You can ask the webdriver to load a website, and then grab the HTML source from it after the page has loaded. 

In [43]:
driver.get("https://www.nintendo.com/")
print(driver.page_source[1:1000])  # First 1000 characters

<html lang="en-us" class="js-focus-visible svg cssanimations flexboxlegacy fontface csstransforms supports csstransforms3d csstransitions inlinesvg alps-os-windows" data-js-focus-visible="" style="--app-height: 747px;"><head><meta charset="utf-8"><title>Nintendo Official Site: Consoles, Games, News, and More</title><link rel="canonical" href="https://www.nintendo.com/"><meta http-equiv="Accept-CH" content="DPR, Width"><meta name="description" content="Visit the official Nintendo site to shop for Nintendo Switch™ systems and video games, read the latest news, find fun gear and gifts with a Nintendo twist, and much more."><meta name="twitter:card" content="summary_large_image"><meta name="twitter:site" content="@nintendoamerica"><meta property="og:type" content="website"><meta property="og:title" name="twitter:title" content="Nintendo Official Site: Consoles, Games, News, and More"><meta property="og:description" name="twitter:description" content="Visit the official Nintendo site to sho

**Here you can either use beautifulsoup (see separate notebook) to extract relevant information, or you can use the .find_element() method that Selenium webdriver provides.**

Read about it here: https://selenium-python.readthedocs.io/locating-elements.html or https://www.scrapingbee.com/blog/selenium-python/#locating-elements

In [28]:
from selenium.webdriver.common.by import By

In [39]:
h1 = driver.find_element(By.TAG_NAME, 'h1')
h1.text

'Nintendo.com home'

## Using Selenium to navigate within website

You can make use of our browser's JavaScript engine to e.g. scroll the webpage: https://www.scrapingbee.com/blog/selenium-python/#executing-javascript

In [45]:
driver.get("https://www.nintendo.com/")
driver.execute_script("window.scrollBy(0, 1000);")

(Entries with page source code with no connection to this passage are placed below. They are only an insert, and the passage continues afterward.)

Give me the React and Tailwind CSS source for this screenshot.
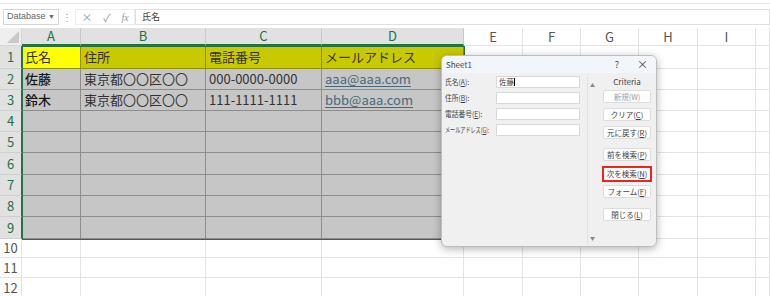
import React from 'react';

const JP = { fontFamily: '"Noto Sans CJK JP", "Noto Sans", sans-serif' };

const colLabels = ['A', 'B', 'C', 'D', 'E', 'F', 'G', 'H', 'I', ''];

const data = [
  ['氏名', '住所', '電話番号', 'メールアドレス'],
  ['佐藤', '東京都〇〇区〇〇', '000-0000-0000', 'aaa@aaa.com'],
  ['鈴木', '東京都〇〇区〇〇', '111-1111-1111', 'bbb@aaa.com'],
];

const rowNums = [1, 2, 3, 4, 5, 6, 7, 8, 9, 10, 11, 12];

// セル1つ分の背景・罫線
const cellClass = (r, c) => {
  const selected = r <= 9 && c < 4;
  if (!selected) return 'bg-white border-r border-b border-[#e3e3e3]';
  if (r === 1 && c === 0) return 'bg-[#ffff00] border-r border-b border-[#8e8e00]';
  if (r === 1) return 'bg-[#c9c900] border-r border-b border-[#8e8e00]';
  return 'bg-[#c6c6c6] border-r border-b border-[#8d8d8d]';
};

const Cell = ({ r, c }) => {
  const text = r <= 3 && c < 4 ? data[r - 1][c] : '';
  const isMail = c === 3 && r > 1 && r <= 3;
  return (
    <div className={`flex items-center pl-[3px] overflow-hidden whitespace-nowrap text-[13px] ${cellClass(r, c)}`}>
      {isMail ? (
        <span className="text-[#46697f] underline underline-offset-2">{text}</span>
      ) : (
        <span className={c === 0 && r > 1 ? 'text-[#1a1a1a] font-medium' : 'text-[#333]'}>{text}</span>
      )}
    </div>
  );
};

const Sheet = () => (
  <div className="relative grid grid-cols-[22px_59px_125px_116px_142px_59px_58px_58px_59px_58px_1fr] grid-rows-[18px_23px_21px_21px_21px_21px_22px_21px_21px_22px_19px_20px_20px]">
    {/* 左上の角 */}
    <div className="relative bg-[#efefef] border-r border-b border-[#d6d6d6] overflow-hidden">
      <div className="absolute right-[2px] bottom-[2px] w-0 h-0 border-l-[12px] border-l-transparent border-b-[12px] border-b-[#c9c9c9]" />
    </div>
    {colLabels.map((l, i) =>
      i < 4 ? (
        <div key={l} className="flex items-center justify-center bg-[#e1e1e1] border-r border-[#c9c9c9] border-b-2 border-b-[#217346] text-[13px] text-[#217346]">
          {l}
        </div>
      ) : (
        <div key={i} className="flex items-center justify-center bg-white border-r border-b border-[#e3e3e3] text-[13px] text-[#555]">
          {l}
        </div>
      )
    )}

    {rowNums.map((r) => (
      <React.Fragment key={r}>
        {r <= 9 ? (
          <div className="flex items-center justify-center bg-[#e1e1e1] border-b border-[#cfcfcf] border-r border-r-[#217346] text-[13px] text-[#217346]">
            {r}
          </div>
        ) : (
          <div className="flex items-center justify-center bg-white border-r border-b border-[#e3e3e3] text-[13px] text-[#555]">
            {r}
          </div>
        )}
        {colLabels.map((_, c) => (
          <Cell key={c} r={r} c={c} />
        ))}
      </React.Fragment>
    ))}

    {/* 選択範囲の枠 */}
    <div className="absolute left-[22px] top-[18px] w-[443px] h-[194px] border border-[#217346] pointer-events-none" />
  </div>
);

const FormBtn = ({ children, disabled }) => (
  <div className={`h-[13px] w-[48px] flex items-center justify-center bg-[#fdfdfd] border border-[#dcdcdc] rounded-[2px] text-[7.5px] ${disabled ? 'text-[#a0a0a0]' : 'text-[#444]'}`}>
    {children}
  </div>
);

const Key = ({ children }) => <span className="underline">{children}</span>;

const fields = [
  ['氏名(', 'A', '):', '佐藤'],
  ['住所(', 'B', '):', ''],
  ['電話番号(', 'E', '):', ''],
  ['メールアドレス(', 'G', '):', ''],
];

const DataForm = () => (
  <div className="absolute left-[441px] top-[55px] w-[216px] h-[192px] flex flex-col bg-[#f0f0f0] border border-[#bdbdbd] rounded-[6px] shadow-[0_2px_8px_rgba(0,0,0,0.3)] overflow-hidden text-[#444]">
    <div className="h-[17px] flex items-center bg-[#f2f5fa] pl-[4px] pr-[8px] text-[8px]">
      <span>Sheet1</span>
      <span className="ml-auto mr-[18px] text-[9px]">?</span>
      <span className="text-[11px] leading-none">×</span>
    </div>
    <div className="flex flex-1">
      <div className="w-[145px] pt-[3px] pl-[3px] flex flex-col gap-[4px]">
        {fields.map(([a, k, b, v]) => (
          <div key={k} className="h-[12px] flex items-center">
            <div className="w-[51px] shrink-0 overflow-visible text-[7.5px] whitespace-nowrap">
              <span className={k === 'G' ? 'inline-block origin-left scale-x-[0.68]' : 'inline-block origin-left scale-x-[0.9]'}>
                {a}
                <Key>{k}</Key>
                {b}
              </span>
            </div>
            <div className="h-[12px] w-[84px] shrink-0 bg-white border border-[#d9d9d9] flex items-center pl-[2px] text-[7.5px]">
              {v}
              {v && <span className="w-px h-[8px] bg-black" />}
            </div>
          </div>
        ))}
      </div>
      <div className="w-[10px] mt-[3px] mb-[2px] border-l border-[#e2e2e2] flex flex-col items-center justify-between text-[5px] text-[#888] pt-[5px] pb-[3px]">
        <span>▲</span>
        <span>▼</span>
      </div>
      <div className="flex flex-col items-start pl-[6px]">
        <div className="h-[17px] w-[48px] flex items-center justify-center text-[8px]">Criteria</div>
        <FormBtn disabled>新規(W)</FormBtn>
        <div className="mt-[5px]">
          <FormBtn>
            クリア(<Key>C</Key>)
          </FormBtn>
        </div>
        <div className="mt-[5px]">
          <FormBtn>
            元に戻す(<Key>R</Key>)
          </FormBtn>
        </div>
        <div className="mt-[9px]">
          <FormBtn>
            前を検索(<Key>P</Key>)
          </FormBtn>
        </div>
        <div className="mt-[5px] -ml-[1px] border-2 border-[#e8261c] w-[50px] h-[16px] flex items-center justify-center bg-[#fdfdfd] text-[7.5px]">
          次を検索(<Key>N</Key>)
        </div>
        <div className="mt-[3px]">
          <FormBtn>
            フォーム(<Key>F</Key>)
          </FormBtn>
        </div>
        <div className="mt-[10px]">
          <FormBtn>
            閉じる(<Key>L</Key>)
          </FormBtn>
        </div>
      </div>
    </div>
  </div>
);

const FormulaBar = () => (
  <div className="h-[23px] flex items-center pl-[3px] pt-[3px] text-[#999]">
    <div className="h-[16px] w-[56px] flex items-center justify-between border border-[#d6d6d6] px-[3px] text-[9px] text-[#666]" style={{ fontFamily: '"Liberation Sans", sans-serif' }}>
      <span>Database</span>
      <span className="text-[7px]">▼</span>
    </div>
    <span className="w-[16px] text-center text-[10px] leading-none">⋮</span>
    <div className="h-[16px] w-[60px] flex items-center justify-around border border-[#ececec] text-[11px]">
      <span>×</span>
      <span>✓</span>
      <span className="italic text-[10px]" style={{ fontFamily: '"Liberation Serif", serif' }}>fx</span>
    </div>
    <div className="h-[16px] flex-1 flex items-center border border-[#e0e0e0] pl-[6px] text-[9px] text-[#444]">氏名</div>
  </div>
);

export default function App() {
  return (
    <div className="relative w-[770px] h-[296px] overflow-hidden bg-white" style={JP}>
      <div className="h-[4px] border-b border-[#e6e6e6]" />
      <FormulaBar />
      <div className="h-[1px]" />
      <Sheet />
      <DataForm />
    </div>
  );
}
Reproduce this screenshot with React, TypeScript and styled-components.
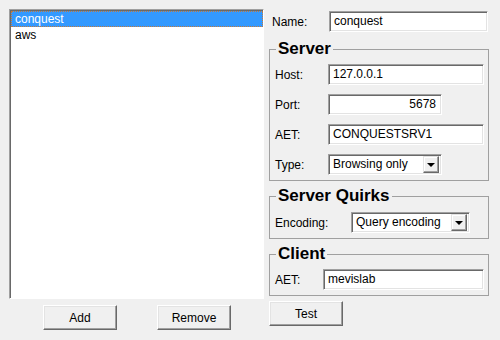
import styled, { createGlobalStyle } from 'styled-components'

/* ── Global ── */
const Global = createGlobalStyle`
  html, body {
    margin: 0;
    padding: 0;
    background: #f0f0f0;
  }
  body {
    font-family: "Liberation Sans", Arial, sans-serif;
    font-size: 12px;
    color: #000;
  }
`

/* ── Styled ── */
const Window = styled.div`
  width: 500px;
  height: 340px;
  box-sizing: border-box;
  padding: 9px 11px 0 9px;
  display: flex;
  gap: 5px;
  background: #f0f0f0;
`

const LeftColumn = styled.div`
  width: 255px;
  display: flex;
  flex-direction: column;
`

const ListBox = styled.div`
  height: 290px;
  box-sizing: border-box;
  background: #fff;
  border: 1px solid;
  border-color: #a0a0a0 #fff #fff #a0a0a0;
  box-shadow: inset 1px 1px 0 #696969;
  padding: 1px 0 0 1px;
`

const ListItem = styled.div<{ $selected?: boolean }>`
  height: 16px;
  box-sizing: border-box;
  line-height: 14px;
  padding-left: 3px;
  border: 1px dotted ${({ $selected }) => ($selected ? '#c47a3c' : 'transparent')};
  background: ${({ $selected }) => ($selected ? '#3399ff' : 'transparent')};
  color: ${({ $selected }) => ($selected ? '#fff' : '#000')};
`

const ButtonRow = styled.div`
  display: flex;
  justify-content: center;
  gap: 40px;
  margin-top: 6px;
  padding-left: 1px;
`

const PushButton = styled.button`
  width: 74px;
  height: 25px;
  box-sizing: border-box;
  margin: 0;
  padding: 0;
  font: inherit;
  color: #000;
  background: #f0f0f0;
  border: 1px solid;
  border-color: #fff #696969 #696969 #fff;
  box-shadow: inset -1px -1px 0 #a0a0a0, inset 1px 1px 0 #e3e3e3;
`

const RightColumn = styled.div`
  width: 220px;
  display: flex;
  flex-direction: column;
  align-items: flex-start;
  padding-top: 2px;
`

const NameRow = styled.div`
  display: flex;
  align-items: center;
  height: 21px;
  padding-left: 3px;
`

const Label = styled.span<{ $width: number }>`
  width: ${({ $width }) => $width}px;
  flex-shrink: 0;
`

const TextField = styled.div<{ $width: number; $align?: 'left' | 'right' }>`
  width: ${({ $width }) => $width}px;
  height: 21px;
  box-sizing: border-box;
  background: #fff;
  border: 1px solid;
  border-color: #a0a0a0 #fff #fff #a0a0a0;
  box-shadow: inset 1px 1px 0 #696969, inset -1px -1px 0 #e3e3e3;
  padding: 0 5px 0 4px;
  line-height: 19px;
  text-align: ${({ $align }) => $align ?? 'left'};
`

const Combo = styled.div<{ $width: number }>`
  width: ${({ $width }) => $width}px;
  height: 21px;
  box-sizing: border-box;
  display: flex;
  align-items: center;
  background: #fff;
  border: 1px solid;
  border-color: #a0a0a0 #fff #fff #a0a0a0;
  box-shadow: inset 1px 1px 0 #696969, inset -1px -1px 0 #e3e3e3;
  padding: 2px;
`

const ComboText = styled.span`
  flex: 1;
  padding-left: 2px;
  line-height: 17px;
`

const ComboButton = styled.span`
  width: 16px;
  height: 17px;
  box-sizing: border-box;
  display: flex;
  align-items: center;
  justify-content: center;
  background: #f0f0f0;
  border: 1px solid;
  border-color: #e3e3e3 #696969 #696969 #e3e3e3;
  box-shadow: inset -1px -1px 0 #a0a0a0, inset 1px 1px 0 #fff;
`

const Arrow = styled.span`
  width: 0;
  height: 0;
  border-left: 4px solid transparent;
  border-right: 4px solid transparent;
  border-top: 4px solid #000;
  margin-top: 1px;
`

const GroupBox = styled.fieldset<{ $top: number; $padTop: number }>`
  width: 220px;
  box-sizing: border-box;
  margin: ${({ $top }) => $top}px 0 0;
  padding: ${({ $padTop }) => $padTop}px 4px 5px 5px;
  border: 1px solid #a0a0a0;
  display: flex;
  flex-direction: column;
  gap: 9px;
  min-width: 0;
`

const GroupTitle = styled.legend`
  font-size: 17px;
  font-weight: bold;
  line-height: 18px;
  padding: 0 2px;
  margin-left: 1px;
`

const FieldRow = styled.div`
  display: flex;
  align-items: center;
  height: 21px;
`

const TestButton = styled(PushButton)`
  margin-top: 5px;
`

/* ── Component ── */
export default function App() {
  return (
    <>
      <Global />
      <Window>
        <LeftColumn>
          <ListBox>
            <ListItem $selected>conquest</ListItem>
            <ListItem>aws</ListItem>
          </ListBox>
          <ButtonRow>
            <PushButton>Add</PushButton>
            <PushButton>Remove</PushButton>
          </ButtonRow>
        </LeftColumn>

        <RightColumn>
          <NameRow>
            <Label $width={57}>Name:</Label>
            <TextField $width={159}>conquest</TextField>
          </NameRow>

          <GroupBox $top={8} $padTop={6}>
            <GroupTitle>Server</GroupTitle>
            <FieldRow>
              <Label $width={53}>Host:</Label>
              <TextField $width={156}>127.0.0.1</TextField>
            </FieldRow>
            <FieldRow>
              <Label $width={53}>Port:</Label>
              <TextField $width={114} $align="right">5678</TextField>
            </FieldRow>
            <FieldRow>
              <Label $width={53}>AET:</Label>
              <TextField $width={156}>CONQUESTSRV1</TextField>
            </FieldRow>
            <FieldRow>
              <Label $width={53}>Type:</Label>
              <Combo $width={114}>
                <ComboText>Browsing only</ComboText>
                <ComboButton><Arrow /></ComboButton>
              </Combo>
            </FieldRow>
          </GroupBox>

          <GroupBox $top={6} $padTop={7}>
            <GroupTitle>Server Quirks</GroupTitle>
            <FieldRow>
              <Label $width={76}>Encoding:</Label>
              <Combo $width={119}>
                <ComboText>Query encoding</ComboText>
                <ComboButton><Arrow /></ComboButton>
              </Combo>
            </FieldRow>
          </GroupBox>

          <GroupBox $top={6} $padTop={6}>
            <GroupTitle>Client</GroupTitle>
            <FieldRow>
              <Label $width={48}>AET:</Label>
              <TextField $width={161}>mevislab</TextField>
            </FieldRow>
          </GroupBox>

          <TestButton>Test</TestButton>
        </RightColumn>
      </Window>
    </>
  )
}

You can enter text into forms if you know the form's id (which you can get from the page_source). For google, it is an element with name "q"

In [50]:
driver.get("https://www.google.com/")

# Identify element
p = driver.find_element(By.NAME,"q");
# Enter text with sendKeys() then apply submit()
p.send_keys("Testing the Search");

You can also click the submit button. For more details on clicking buttons see https://www.tutorialspoint.com/how-to-click-button-selenium-python

In [52]:
# Submit is very simple once you've found the element that is to be submitted
p.submit()

And then you can grab the output

In [56]:
print(driver.page_source[1:1000])  # First 1000 characters

html itemscope="" itemtype="http://schema.org/SearchResultsPage" lang="en"><head><meta charset="UTF-8"><meta content="origin" name="referrer"><meta content="/images/branding/googleg/1x/googleg_standard_color_128dp.png" itemprop="image"><style>@font-face{font-family:'Google Sans';font-style:normal;font-weight:400;font-display:optional;src:url(//fonts.gstatic.com/s/googlesans/v14/4UaGrENHsxJlGDuGo1OIlL3Kwp5MKg.woff2)format('woff2');unicode-range:U+0301,U+0400-045F,U+0490-0491,U+04B0-04B1,U+2116;}@font-face{font-family:'Google Sans';font-style:normal;font-weight:400;font-display:optional;src:url(//fonts.gstatic.com/s/googlesans/v14/4UaGrENHsxJlGDuGo1OIlL3Nwp5MKg.woff2)format('woff2');unicode-range:U+0370-03FF;}@font-face{font-family:'Google Sans';font-style:normal;font-weight:400;font-display:optional;src:url(//fonts.gstatic.com/s/googlesans/v14/4UaGrENHsxJlGDuGo1OIlL3Bwp5MKg.woff2)format('woff2');unicode-range:U+0102-0103,U+0110-0111,U+0128-0129,U+0168-0169,U+01A0-01A1,U+01AF-01B0,U+030


**Close the webdriver**

In [58]:
# driver.close()  # Uncomment this to run

# Re-usable wrapper functions for Selenium

The functions are stored in utilites/webscraping/base_selenium_scraper.py and are built for Chrome (can easily be adjusted for other web browsers)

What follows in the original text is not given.